To make a long story shorter, he became a coffee guy, a master barista who works for a former Fieldbrook resident, James Freeman, at Blue Bottle Coffee, one of the premier roaster/brewers in the Bay Area. When you get a cup of joe at Chez Panisse, you're drinking Blue Bottle.

I have to correct myself: What I had was a "Gibraltar," a double ristretto shot of espresso with steamed half and half and whole milk, and Arno is a gifted expert at pulling shots and steaming milk. Ristretto? That's coffee geek talk for a short shot made with very finely ground coffee, tamped just right, timed perfectly to create a creamy brown liquid. The organic milk is blasted with steam into an equally creamy froth. Arno explained something about tiny bubbles and the grooves in the tongue and the way they affect taste, but I'll admit he was over my head at that point.

What was this barista extraordinaire doing in Arcata? He was training baristas in the refined art of pulling shots for Café Brio, the place that's been coming together behind the fence on the corner of 8th and G, former home of Arcata Muffler.

Now a bit more disclosure is in order. When I moved from McKinleyville to Arcata a few years back, Serge Scherbatskoy, owner of Brio Breadworks, became my next-door neighbor. We got to be friends fighting "The Battle for Bayview" (See Journal cover story April 15, 2004) and we stayed friends after he moved around the corner. I've been watching Café Brio come together for a few years now, discussing his hopes and dreams while noshing on good cheese, great bread and glasses of fine French wine. (Serge has an impressive wine cellar.)

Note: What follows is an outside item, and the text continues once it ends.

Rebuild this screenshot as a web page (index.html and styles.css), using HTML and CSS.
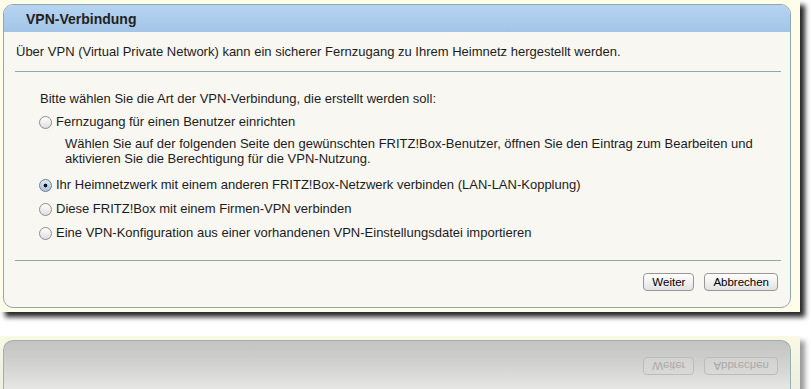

I even introduced Serge to Arno. He tried Blue Bottle and decided, "Their coffee has a flavor profile that fits into the cuisine style we're doing at the café."

I've also been watching closely as the Brio Café moves toward opening day, scheduled for this Saturday, April 14, the same day the Farmers' Market starts its new season on the Arcata Plaza.

Opening a café is a stressful proposition, and Serge has a zillion things left to do. Nevertheless, I convinced him to take a moment at one of the tables in the outdoor portion of the café to talk about how the place came into being.

"The idea was born around three years ago," he began. "I have a bakery consultant, Michel Suas, who I trust implicitly. He helped set up the Breadworks."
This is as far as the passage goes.